Did you listen to the music? I don’t mean Vivaldi’s, although if you haven’t heard it, you certainly should. I mean the music in the words. The music has to be there for me for the writing to be good. That’s why I consider Ray Bradbury and Walt Whitman to be masters and Stephenie Meyer and E. L. James to be unreadable hacks. The beat and the flow of the words need to be patterned and patient and wily. Do you not hear it in that last sentence? The alliteration of the first two adjectives set off by the counterpoint of the stressed-unstressed beats of the third? How can I explain this?
Iambic pentameter is the true genius of Shakespeare’s plays. What the heck is iambic pentameter, you ask? Well, I realize you have probably never needed to teach poetry to seventh graders, a truly impossible but infinitely rewarding task. So let me tell you. Units of stress called iambs consist of an unstressed syllable followed by a stressed syllable. So naturally, if iambs are put into pentameter, then there must be five of them in a line of iambic pentameter poetry. It is a simple, rhythmic way to say something profound and interesting. The classic example is the first line of Shakespeare’s Sonnet 18;
Shall I compare thee to a summer’s day?
Translating that into X’s and O’s where X=stressed and O=unstressed;
O X O X O X O X O X
It’s simple, five oxes, all in a line. Except that last one about oxes is actually O X O X X O O O O X, a less simple pattern, yet still organized on the beat. Two iambs, a dactyl and an anapest. Okay, now I am talking like a poetry geek, and I have to stop it before I hurt someone.
The whole point is, words should be musical, even when they are not the words to a song. And now I must close on the verge of starting a ten-thousand word thesis. I shall shut up now. Here endeth the lesson.
Lynn Johnston’s For Better or Worse is also an old friend. I used to read it in the newspaper practically every day. I watched those kids grow up and have adventures almost as if they were members of my own family. So the mashed potatoes part of the meal is easy to digest too.


















Nutzy Nuts
Things are not what they seem. Life throws curve balls across the plate ninety percent of the time. Fastballs are rare. And fastballs you can hit are even rarer. But if Life is pitching, who is the batter? Does it change the metaphor and who you are rooting for if the batter is Death?
If you think this means that I am planning on dying because of the bird flu pandemic, well, you would be right. Of course, I am always planning for death with every dark thing that bounces down the hopscotch squares of the immediate future. That’s what it means to be a pessimist. No matter what bad thing we are talking about, it will not take ME by surprise. And if I think everything is going to kill me, sooner or later I have to be right… though, hopefully, much later.

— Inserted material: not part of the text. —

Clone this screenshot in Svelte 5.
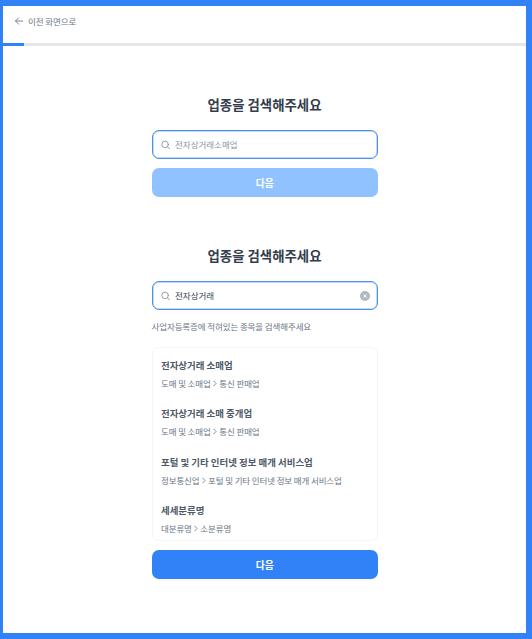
<script>
  const results = [
    { name: '전자상거래 소매업', parent: '도매 및 소매업', child: '통신 판매업' },
    { name: '전자상거래 소매 중개업', parent: '도매 및 소매업', child: '통신 판매업' },
    { name: '포털 및 기타 인터넷 정보 매개 서비스업', parent: '정보통신업', child: '포털 및 기타 인터넷 정보 매개 서비스업' },
    { name: '세세분류명', parent: '대분류명', child: '소분류명' }
  ];
  const progress = 4;
</script>

{#snippet searchIcon()}
  <svg class="search" viewBox="0 0 10 10" aria-hidden="true">
    <circle cx="4.1" cy="4.4" r="3.3" />
    <path d="M6.5 6.8 8.5 8.8" />
  </svg>
{/snippet}

<div class="frame">
  <div class="page">
    <header>
      <svg class="back" viewBox="0 0 8 8" aria-hidden="true">
        <path d="M7.6 4H.7M3.7.8.5 4l3.2 3.2" />
      </svg>
      <span>이전 화면으로</span>
    </header>
    <div class="track"><div class="bar" style="width: {progress}%"></div></div>

    <main>
      <section>
        <h2>업종을 검색해주세요</h2>
        <div class="field">
          {@render searchIcon()}
          <span class="placeholder">전자상거래소매업</span>
        </div>
        <button class="disabled">다음</button>
      </section>

      <section class="second">
        <h2>업종을 검색해주세요</h2>
        <div class="field">
          {@render searchIcon()}
          <span class="value">전자상거래</span>
          <svg class="clear" viewBox="0 0 10 10" aria-hidden="true">
            <circle cx="5" cy="5" r="5" />
            <path d="m3.7 3.7 2.6 2.6m0-2.6-2.6 2.6" />
          </svg>
        </div>
        <p class="help">사업자등록증에 적혀있는 종목을 검색해주세요</p>
        <ul>
          {#each results as item}
            <li>
              <strong>{item.name}</strong>
              <div class="path">
                <span>{item.parent}</span>
                <svg viewBox="0 0 4 7" aria-hidden="true"><path d="m.7 1.1 2.3 2.4L.7 5.9" /></svg>
                <span>{item.child}</span>
              </div>
            </li>
          {/each}
        </ul>
        <button>다음</button>
      </section>
    </main>
  </div>
</div>

<style>
  :global(body) { margin: 0; }
  .frame {
    box-sizing: border-box;
    width: 532px;
    height: 639px;
    padding: 6px 6px 6px 3px;
    background: #3182f6;
    font-family: "Noto Sans CJK KR", sans-serif;
    white-space: nowrap;
  }
  .page { height: 627px; background: #fff; overflow: hidden; }
  header {
    box-sizing: border-box;
    display: flex;
    align-items: center;
    gap: 5px;
    height: 37px;
    padding: 0 0 7px 12px;
    color: #6b7684;
    font-size: 8.5px;
    letter-spacing: -0.1px;
  }
  header span { padding-bottom: 1px; }
  svg { display: block; flex: none; fill: none; stroke-linecap: round; stroke-linejoin: round; }
  .back { width: 8px; height: 8px; stroke: #6b7684; stroke-width: 0.9; }
  .track { height: 3px; background: #e5e8eb; }
  .bar { height: 3px; background: #3182f6; }
  main { width: 226.5px; margin-left: 148.5px; padding-top: 48px; }
  h2 {
    margin: 0 0 15px;
    padding: 0 0.5px 1px 0;
    text-align: center;
    color: #333d4b;
    font-size: 13.4px;
    line-height: 20px;
    font-weight: 700;
  }
  .field {
    box-sizing: border-box;
    display: flex;
    align-items: center;
    height: 29px;
    padding: 0 8px;
    border: 1px solid #4a90ec;
    border-radius: 7px;
    box-shadow: inset 0 0 0 0.5px #8bb8f2;
    font-size: 8.5px;
  }
  .field span { padding-bottom: 1px; }
  .search { width: 10px; height: 10px; margin-right: 4.5px; stroke: #8b95a1; stroke-width: 0.9; }
  .placeholder { color: #8b95a1; }
  .value { color: #333d4b; flex: 1; }
  .clear { width: 10px; height: 10px; margin-right: -0.5px; stroke: #fff; stroke-width: 1; }
  .clear circle { fill: #b0b8c1; stroke: none; }
  button {
    display: block;
    width: 100%;
    height: 29px;
    margin: 9px 0 0;
    padding: 0;
    border: 0;
    border-radius: 7px;
    background: #3182f6;
    color: #fff;
    font: 700 9.8px/28px "Noto Sans CJK KR", sans-serif;
  }
  .disabled { background: #90c2ff; }
  .second { padding-top: 48px; }
  .help { margin: 9px 0 14px; font-size: 8.5px; line-height: 14px; color: #6b7684; letter-spacing: -0.11px; }
  ul {
    box-sizing: border-box;
    height: 194px;
    margin: 0;
    padding: 10px 8px 0 8.5px;
    list-style: none;
    border: 1px solid #f4f5f7;
    border-radius: 7px;
  }
  li { height: 48.3px; }
  strong { display: block; font-size: 9.45px; line-height: 14px; font-weight: 700; color: #4e5968; }
  .path {
    display: flex;
    align-items: center;
    height: 14px;
    margin-top: 4px;
    gap: 2.3px;
    font-size: 8.5px;
    color: #6b7684;
    letter-spacing: -0.13px;
  }
  .path svg { width: 4px; height: 7px; margin-top: 1px; stroke: #6b7684; stroke-width: 0.8; }
</style>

I keep seeing things that aren’t there. Childlike faces keep looking at me from the top of the stairs, but when I focus my attention there, they disappear. And I know there are no children in the house anymore since my youngest is now legally an adult. And the chimpanzee that peeked at me from behind the couch in the family room was definitely not there. I swear, it looked exactly like Roddy McDowell from the Planet of the Apes movies, whom I know for a fact to be deceased. So, obviously, it has to be Roddy McDowell’s monkey-ghost. I believe I may have mentioned before that there is a ghost dog in our house. I often catch glimpses of its tail rounding the corner ahead of me when my own dog is definitely behind me. And I am sure I shared the facts before that Parkinson’s sufferers often see partial visions of people and faces (and apparently dogs) that aren’t really there, and that my father suffers from Parkinson’s Disease. So, obviously it is my father and not me that is seeing these things… He’s just using my eyeballs to do it with.
But… and this is absolutely true even if it starts with a butt… the best way to deal with scary possibilities is to laugh at them. Jokes, satire, mockery, and ludicrous hilarity expressed in big words are the proper things to use against the fearful things you cannot change. So, this essay is nothing but a can of mixed nutz. Nutzy nuts. And fortunately, peanut allergies are one incurable and possibly fatal disease I don’t have. One of the few.